In terms of Trout’s lost Wins Above Replacement (WAR), which is an all-encompassing stat that measures a player’s contributions at the plate, in the field, and on the bases, that 17.6 figure means that Trout has lost to injury over the past five seasons roughly the career WAR of Adam Dunn or Cecil Fielder. 

Anyhow, if you add those missing numbers above, here’s what Trout’s career tallies would look like as of the end of the current season:

  • 397 home runs
  • 326 doubles
  • 56 triples
  • 1,790 hits
  • 1,105 walks
  • 1,013 RBI
  • 1,195 runs scored
  • 3,361 total bases
  • 239 stolen bases
  • 93.8 WAR

In our alternate reality, Trout would be within, oh, a week or so of career home run No. 400, and he’d reach that benchmark in his age-30 season. He’d also be well past the halfway point of 3,000 hits; and he’d also have topped 1,000 career RBI; 1,000 career runs scored; and 3,000 total bases. He’d be approaching the proximity of 1,000 extra-base hits (and would likely get there in 2024, assuming health). 

As for the imagined WAR of 93.8, that lofty figure would already rank 40th all-time, just ahead of Adrian Beltre and just behind Cap Anson. Among position players only, he’d rank 27th all-time. 

Maybe under these imagined conditions, the Angels in 2017 snare the second AL wild card spot, and maybe Trout picks up a fourth AL MVP award somewhere in there.

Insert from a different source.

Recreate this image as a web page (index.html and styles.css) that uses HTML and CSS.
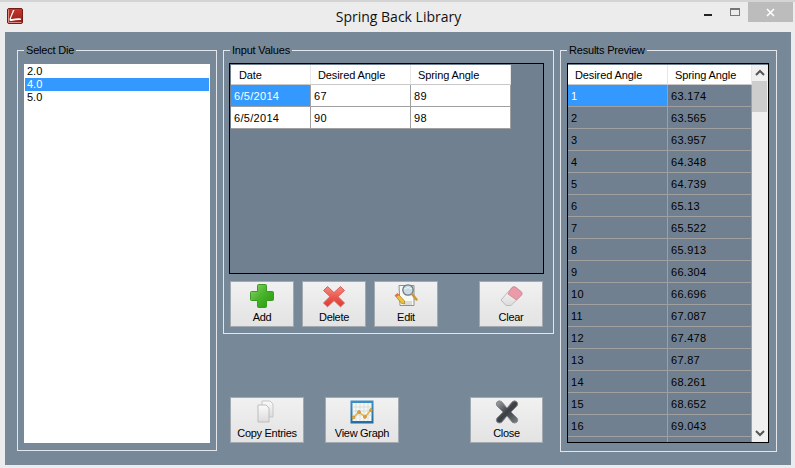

The real damage, though, is going to be backward-looking career appraisals. 

He’s going into the Hall of Fame on the first ballot, but these lost games may prevent Trout from compiling a body of work that places him among the best of the very best when it comes to total amassed value. That’s especially the case if these worrisome injury trends continue. 

As long as we’re talking Halos, let’s take a moment for Shohei Ohtani. He remains the AL MVP frontrunner at this writing, but anecdotally Blue Jays triple crown threat Vladimir Guerrero Jr. seems to be making up ground. While Guerrero may not even be the most deserving candidate on the Toronto roster — you can argue for Marcus Semien instead — he’s without question having a brilliant season. 

The case for Ohtani, obviously, rests on the fact that he’s providing major value as a hitter and a pitcher and doing so while taking up only one roster spot. Relevant data chambered and ready to fire: 

  • Ohtani’s 2021 WAR (as pitcher and hitter): 8.2
  • Guerrero’s 2021 WAR: 6.8

WAR, though, doesn’t account for clutch performance, and in this area Ohtani thus far in 2021 has dominated Guerrero Jr. Take a look at how the two leading MVP candidates stack up at the plate in terms of some clutch indicators (all numbers current as of Monday morning):

Overall OPS

.952

1.029

OPS with RISP

1.155

1.071

OPS with runners on

1.035

1.026

OPS with two outs and RISP

1.195

1.009

OPS in “close and late” game situations

.938

.656

OPS in high-leverage situations

1.283

.970

As you can see, Ohtani has out-produced Guerrero this season in every kind of situation that can be characterized as “clutch,” and he’s done so by a huge margin in those latter two categories. 

Over at Fangraphs, they provide a snapshot measure called “Clutch” that compares a player’s production in the most important moments of the season relative to his baseline of performance outside of those contexts. This season Ohtani has a clutch score of 0.78, which ranks 15th among AL qualifiers in 2021. Guerrero? His clutch score of -1.27 ranks 67th out of 71 AL qualifiers. For those curious, Semien hasn’t been much better than Guerrero in terms of clutch this season (his score of -1.26 ranks 64th among AL qualifiers). Consider all of this to be a significant boon to Ohtani’s MVP case. 

As for clutch performance as a general matter, it’s not really a sustainable skill in almost every instance. A player’s clutch performance typically varies widely from year to year, but when it comes to backward-looking assessments of value, which is what the MVP vote is, then it’s appropriate to consider it. In this case, it very much redounds to the benefit of Ohtani.